Роза шла дальше. Где-то прокричал петух, в куче мусора рылись собаки. В одном из дворов привязанная корова подняла голову и молча проводила Розу взглядом.
Если протектор ценил простую и убогую жизнь, то именно здесь это проявилось в совершенном виде. Вдовий край быстро погрузился в прошлое, как брошенный в колодец камень.
Розе сказали ориентироваться на квадратную кирпичную колокольню, и скоро позеленевшая медная крыша, напоминающая итальянскую кампанилу, замаячила над рядами приземистых двухэтажных домов. За ней, ближе к каналу, вокруг вязовой рощи клубилась, словно хлопья сажи, стая грачей. Увитая плющом церковь с подслеповатыми окнами стояла на перекрестке, дверной проем опутывали плети вьюна, а из трубы в туманный воздух поднимался столб дыма.
Роза подошла к двери и постучалась.
Вдовы явно привыкли к допросам. Роза поняла это с первого взгляда. Чинно и прямо они, настороженные и собранные, сидели в обтрепанных и обшарпанных креслах, сложив руки на коленях. Самая старая из них, Кейт, видимо, была у них за главную. Ее серые глаза пристально наблюдали за Розой из-под шапки седых волос, и в своем мешковатом черном платье она была похожа на хищную птицу со сложенными крыльями. Кожа ее лица напоминала высохший пергамент со складками вокруг рта и морщинами у глаз, которые закрывали склеенные лентой очки — новые очки фридам не полагались. Рядом сидела Элизабет, аккуратная и замкнутая, с обернутыми вокруг головы косами — одна из предписанных фридам причесок — с непроницаемым, возможно, сардоническим выражением лица. Ванесса, худощавая, с фарфорово-бледной кожей и темными с обильной сединой волосами. Тихая и застенчивая, она когда-то была замужем за викарием.
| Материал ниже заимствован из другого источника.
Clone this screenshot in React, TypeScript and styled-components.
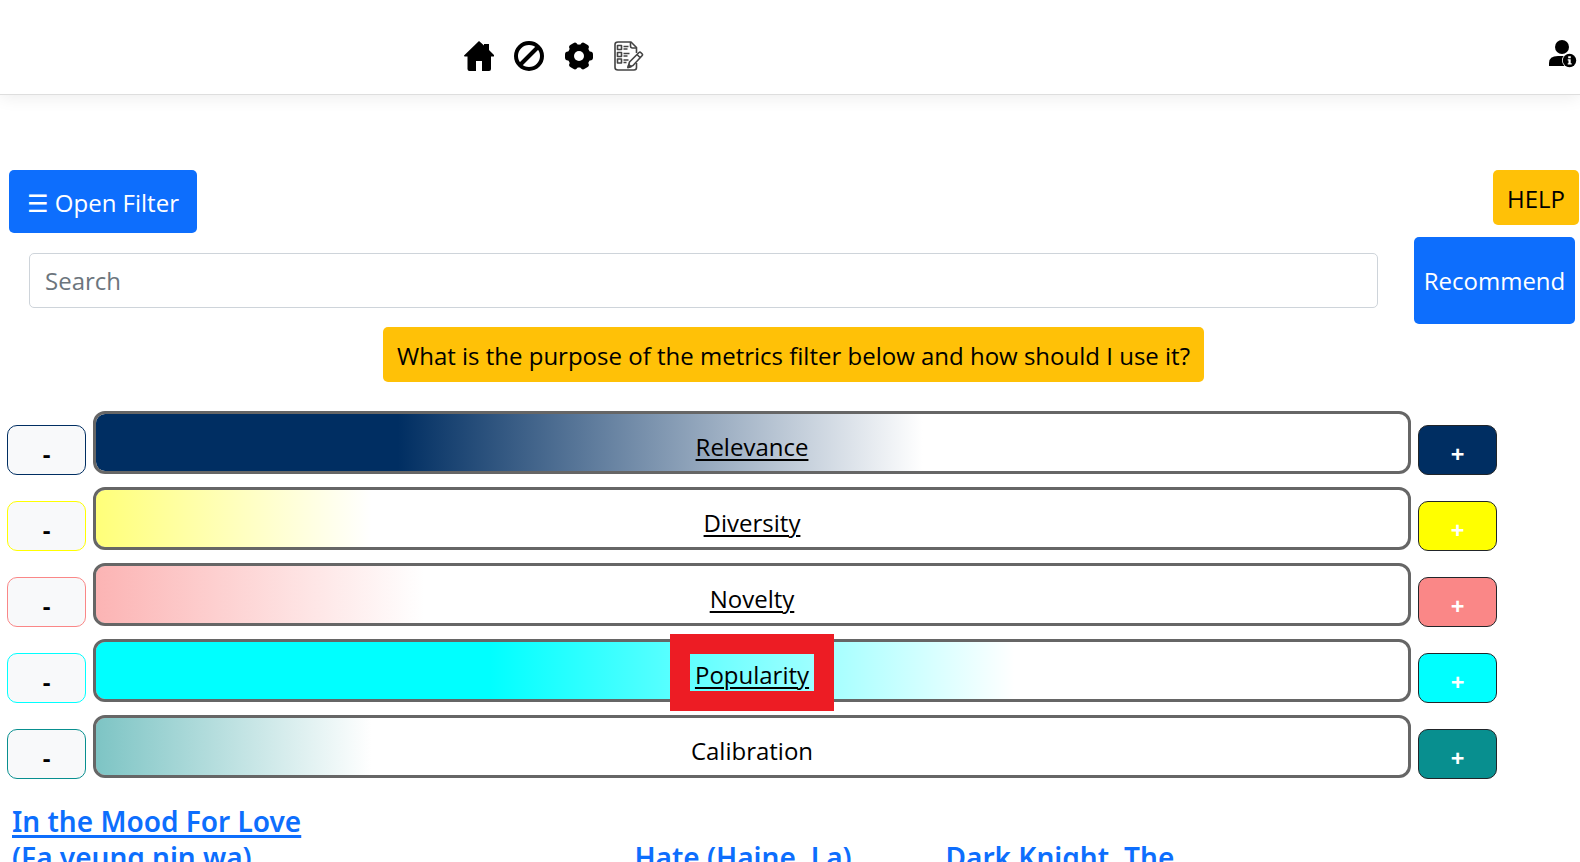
import React from "react";
import styled, { createGlobalStyle } from "styled-components";

const GlobalStyle = createGlobalStyle`
  *, *::before, *::after { box-sizing: border-box; }
  body {
    margin: 0;
    background: #fff;
    color: #000;
    font-family: "Open Sans", "Noto Sans", "DejaVu Sans", sans-serif;
    font-size: 24px;
    line-height: 36px;
    scrollbar-width: none;
  }
  button, input { font: inherit; }
`;

const Header = styled.header`
  display: flex;
  justify-content: space-between;
  align-items: center;
  height: 95px;
  padding: 18px 3px 0 464px;
  border-bottom: 1px solid #dedede;
  box-shadow: 0 2px 16px rgba(0, 0, 0, 0.08);
`;

const Nav = styled.nav`
  display: flex;
  gap: 20px;
`;

const IconLink = styled.a`
  display: block;
  height: 30px;
  color: #000;

  svg { display: block; }
`;

const AccountLink = styled(IconLink)`
  margin-bottom: 5px;
`;

const Page = styled.main`
  padding-top: 75px;
`;

const Toolbar = styled.div`
  display: flex;
  justify-content: space-between;
  align-items: flex-start;
  padding: 0 1px 0 9px;
`;

const Button = styled.button<{ $tone: "primary" | "warning" }>`
  height: 55px;
  padding: 10px 14px 8px;
  border: 0;
  border-radius: 5px;
  background: ${(p) => (p.$tone === "primary" ? "#0d6efd" : "#ffc107")};
  color: ${(p) => (p.$tone === "primary" ? "#fff" : "#000")};
  white-space: nowrap;
  cursor: pointer;
`;

const FilterButton = styled(Button)`
  width: 188px;
  height: 63px;
  padding: 10px 0 8px;
`;

const RecommendButton = styled(Button)`
  width: 161px;
  height: 87px;
  padding: 0;
`;

const SearchForm = styled.form`
  display: flex;
  align-items: center;
  gap: 36px;
  margin-top: 4px;
  padding: 0 5px 0 29px;
`;

const SearchInput = styled.input`
  flex: 1;
  min-width: 0;
  height: 55px;
  padding: 0 15px;
  border: 1px solid #ced4da;
  border-radius: 5px;
  color: #212529;

  &::placeholder { color: #6c757d; opacity: 1; }
`;

const Prompt = styled.div`
  display: flex;
  justify-content: center;
  margin: 3px 0 29px;
  padding-left: 7px;
`;

const Metrics = styled.div`
  display: flex;
  flex-direction: column;
  gap: 12px;
  padding: 0 83px 0 7px;
`;

const MetricRow = styled.div`
  display: flex;
  align-items: flex-start;
  height: 64px;
  gap: 7px;
`;

const StepButton = styled.button<{ $fill: string; $edge: string; $ink: string }>`
  width: 79px;
  height: 50px;
  margin-top: 14px;
  padding: 8px 0 0;
  border: 1px solid ${(p) => p.$edge};
  border-radius: 10px;
  background: ${(p) => p.$fill};
  color: ${(p) => p.$ink};
  font-weight: 700;
  line-height: 36px;
  cursor: pointer;
`;

const Bar = styled.div<{ $color: string; $level: number }>`
  position: relative;
  flex: 1;
  display: flex;
  justify-content: center;
  align-items: center;
  height: 63px;
  padding-top: 8px;
  border: 3px solid #666;
  border-radius: 12px;
  background: linear-gradient(
    to right,
    ${(p) => p.$color} ${(p) => p.$level - 20}%,
    #fff ${(p) => p.$level + 20}%
  ) padding-box;
`;

const MetricLink = styled.a`
  color: #000;
  text-decoration: underline;
  text-decoration-thickness: 2px;
  text-underline-offset: 3px;
`;

const Highlight = styled.span`
  position: absolute;
  top: 50%;
  left: 50%;
  width: 164px;
  height: 77px;
  margin: -37px 0 0 -82px;
  border: 20px solid #ed1c24;
  pointer-events: none;
`;

const Movies = styled.div`
  display: grid;
  grid-template-columns: repeat(5, 1fr);
  align-items: end;
  margin-top: 24px;
  padding: 0 12px;
`;

const MovieLink = styled.a<{ $column: number }>`
  grid-column: ${(p) => p.$column};
  grid-row: 1;
  color: #0d6efd;
  font-family: "Noto Sans", "Open Sans", sans-serif;
  font-size: 28px;
  font-weight: 600;
  line-height: 36px;
  text-decoration: none;
  white-space: nowrap;
`;

const Underlined = styled.span`
  display: block;
  width: max-content;
  text-decoration: underline;
  text-decoration-thickness: 3px;
  text-underline-offset: 3px;
`;

const HomeIcon = () => (
  <svg width="30" height="30" viewBox="0 0 30 30" fill="currentColor">
    <path d="M15 0 20 4.600V3h5v6l5 5c.5.600 0 1.500-.6 1.500H27V28q0 2-2 2h-7V20h-6v10H5.500q-2 0-2-2V15.500H.8c-.8 0-1-.8-.5-1.300Z" />
  </svg>
);

const BanIcon = () => (
  <svg width="30" height="30" viewBox="0 0 30 30" fill="none" stroke="currentColor" strokeWidth="4">
    <circle cx="15" cy="15" r="13" />
    <path d="M24 6 6 24" />
  </svg>
);

const GearIcon = () => (
  <svg width="30" height="30" viewBox="0 0 30 30" fill="currentColor">
    <circle cx="15" cy="15" r="11.500" />
    {[0, 60, 120].map((angle) => (
      <rect key={angle} x="1" y="10.500" width="28" height="9" rx="3" transform={`rotate(${angle} 15 15)`} />
    ))}
    <circle cx="15" cy="15" r="5" fill="#fff" />
  </svg>
);

const SurveyIcon = () => (
  <svg width="30" height="30" viewBox="0 0 30 30" fill="none" stroke="#444" strokeWidth="1.600" strokeLinejoin="round">
    <path d="M22.500 12V6.500L17 1H4Q1 1 1 3.500v23Q1 29 4 29h16q2.500 0 2.500-2.500V22" />
    <path d="M16.500 1v4q0 2 2 2h4" />
    <path d="M3.500 4.500h4v4h-4zM3.500 11.500h4v4h-4zM3.500 18h4v4h-4z" />
    <path d="M9.500 5.500h5M9.500 8h4M9.500 12.500h6M9.500 15h4M9.500 19h5M9.500 21.500h3" />
    <path d="m14 26.500 1.500-5.500L25 11.500q1-.8 2 .2l1 1q1 1 0 2L19 24.500ZM23 13.500l3.500 3.500" fill="#fff" />
    <path d="m14 26.500.8-2.800 2.200 2Z" fill="#333" />
  </svg>
);

const AccountIcon = () => (
  <svg width="29" height="30" viewBox="0 0 29 30" fill="currentColor">
    <circle cx="14" cy="8" r="7" />
    <path d="M1 27v-3q0-7 9-7h8q7 0 7 7v3Z" />
    <circle cx="21.500" cy="21.500" r="7.500" fill="#fff" />
    <circle cx="21.500" cy="21.500" r="6.700" />
    <path d="M20.200 17.200h2.600v2h-2.600zM19.700 20.300h3v4h1v1.300h-4v-1.300h.8v-2.700h-.8Z" fill="#fff" />
  </svg>
);

const metrics = [
  { name: "Relevance", color: "#002e62", level: 43, linked: true },
  { name: "Diversity", color: "#ffff00", level: 1, linked: true },
  { name: "Novelty", color: "#fa8787", level: 5, linked: true },
  { name: "Popularity", color: "#00ffff", level: 50, linked: true, highlighted: true },
  { name: "Calibration", color: "#088f8f", level: 1, linked: false },
];

export default function App() {
  return (
    <>
      <GlobalStyle />
      <Header>
        <Nav>
          <IconLink href="#home" aria-label="Home"><HomeIcon /></IconLink>
          <IconLink href="#blocked" aria-label="Blocked"><BanIcon /></IconLink>
          <IconLink href="#settings" aria-label="Settings"><GearIcon /></IconLink>
          <IconLink href="#survey" aria-label="Survey"><SurveyIcon /></IconLink>
        </Nav>
        <AccountLink href="#account" aria-label="Account"><AccountIcon /></AccountLink>
      </Header>
      <Page>
        <Toolbar>
          <FilterButton type="button" $tone="primary">☰ Open Filter</FilterButton>
          <Button type="button" $tone="warning">HELP</Button>
        </Toolbar>
        <SearchForm onSubmit={(e) => e.preventDefault()}>
          <SearchInput type="text" placeholder="Search" aria-label="Search" />
          <RecommendButton type="submit" $tone="primary">Recommend</RecommendButton>
        </SearchForm>
        <Prompt>
          <Button type="button" $tone="warning">
            What is the purpose of the metrics filter below and how should I use it?
          </Button>
        </Prompt>
        <Metrics>
          {metrics.map((m) => (
            <MetricRow key={m.name}>
              <StepButton type="button" $fill="#f8f9fa" $edge={m.color} $ink="#000" aria-label={`Decrease ${m.name}`}>
                -
              </StepButton>
              <Bar $color={m.color} $level={m.level}>
                {m.linked ? <MetricLink href={`#${m.name.toLowerCase()}`}>{m.name}</MetricLink> : m.name}
                {m.highlighted && <Highlight />}
              </Bar>
              <StepButton type="button" $fill={m.color} $edge="#212529" $ink="#fff" aria-label={`Increase ${m.name}`}>
                +
              </StepButton>
            </MetricRow>
          ))}
        </Metrics>
        <Movies>
          <MovieLink href="#in-the-mood-for-love" $column={1}>
            <Underlined>In the Mood For Love</Underlined>
            (Fa yeung nin wa)
          </MovieLink>
          <MovieLink href="#hate" $column={3}>Hate (Haine, La)</MovieLink>
          <MovieLink href="#dark-knight" $column={4}>Dark Knight, The</MovieLink>
        </Movies>
      </Page>
    </>
  );
}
Четвертая, Сара, должно быть, когда-то была писаной красавицей. Высокие скулы, прямой нос и полные губы до сих пор выглядели очень привлекательно. А вот глубоко посаженные глаза смотрели внимательно и настороженно — не то недоверчивый подросток, не то скептически настроенная оппозиционерка.
— Вы все четверо живете в этом доме?
— Пятеро, сухо поправила Кейт. — С нами живет еще одна, но ее сейчас нет.
Роза потерла подвернутую на улице лодыжку.
— Не ожидала, что здесь все так…
Убого? — усмехнулась Элизабет. — Мы стараемся видеть хорошие стороны, мисс Рэнсом. Правительство действительно выделяет очень мало средств на жилье для представителей шестого класса, однако тем самым мы избавлены от некоторых излишеств более престижных районов.
— Излишеств?
— У нас нет громкоговорителей, нет агентов под каждым фонарем и у каждой лавки. Да хотя бы потому, что нет ни фонарей, ни лавок.
Розе предложили лучшее кресло, глубокое, с «ушами» и местами прорванной дорогой цветочной обивкой, явно найденное где-то на свалке. Стены были увешаны литографиями, судя по всему, вырезанными из старых книг, а на крашеном коричневом полу лежал вытертый до ниток персидский ковер. Пеструю обстановку дополняли кофейный столик, сделанный из старого ящика; бывший когда-то роскошным стул от столового гарнитура, обитый изумрудным шелком, и видавшая виды софа, накрытая вязаным покрывалом. Сквозь увитые плющом створчатые окна сочился зеленоватый призрачный свет, пахло отсыревшими досками. Из-за отсутствия отопления все женщины кутались в несколько слоев одежды. Роза же пришла в тонком пальто и теперь пыталась поплотнее его запахнуть.